Erotic art brings to matters of sex, in a formal capacity, the ever-scrutinizing human eye, first the artist’s and then the spectator’s, and introduces a particular kind of mental distance between observer and observed: the aesthetic. And yet, from first sighting, the observed is liable to become the desired as well. Aesthetic distance, when the topic is sex and the subject is sexualized, is inclined to quick and profound erosion. Are we pointing yet? Well then, let’s follow our, uh, bliss on a trip to subterranean realms where those practiced lovers, the physical and the psychological, intermingle like light and shadow.

Memorable erotic artists, in the course of creating a body of work, lay claim to a very particular realm. Every artist’s domain has its own quality of darkness, a flavor, odor, texture, and aura by which we come to know the artist we love (or don’t), a complete sensory world and all its extrasensory spillover. Strong erotic work feels as primal and as deeply shadowed as a Grimm’s fairy tale—all grown up and rated X. The world of the artist is undeniably narrower than the real world, but who’s complaining? Because the work is as focused on its needs as a hard-on, it offers the promise of an aesthetic equivalent to climax.

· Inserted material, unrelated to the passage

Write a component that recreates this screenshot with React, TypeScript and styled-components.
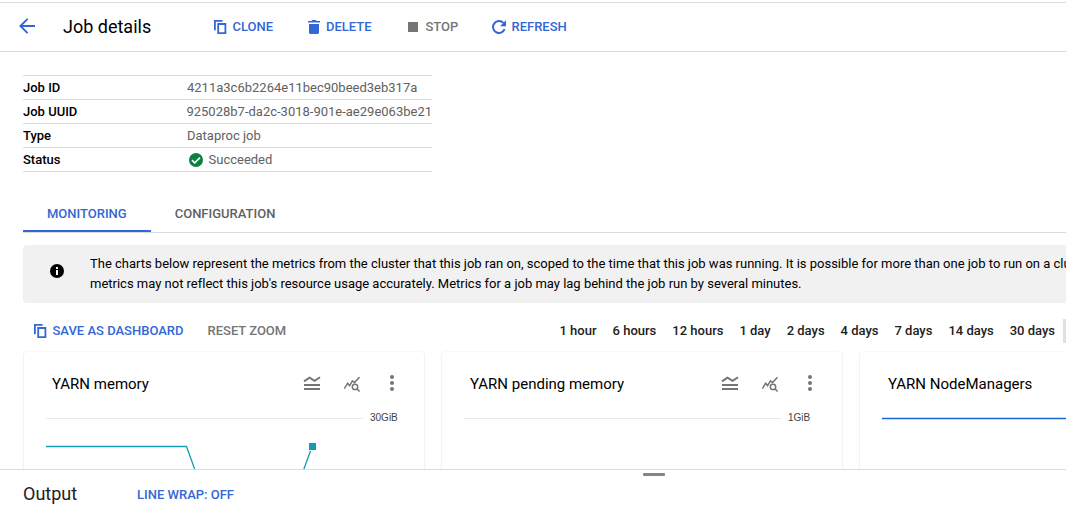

From May 15 through June 30, 2007, the Leslie/Lohman Gay Art Foundation is hosting the exhibition DARK RIDE: a Nocturnal Journey into the World of Erotic Desire in its Gallery at 26 Wooster Street in the SoHo section of New York City. The show exhibits some 150 works, photographs, drawings, and paintings, by dozens of artists, known and new, famous and obscure, each a master of those damp, dimly lit recesses where sex meets psyche. With those credentials, each artist makes a perfect candidate to take you on a unique, memorable Dark Ride. So saddle up.

Rooted in the male body, the work in Dark Ride often pivots around the male organ, either in its palpating presence or, more provocatively, its palpable absence. In Ralph Modica’s sequence of four digital color photographs, extravagant sensuousness seduces even as subject matter unsettles.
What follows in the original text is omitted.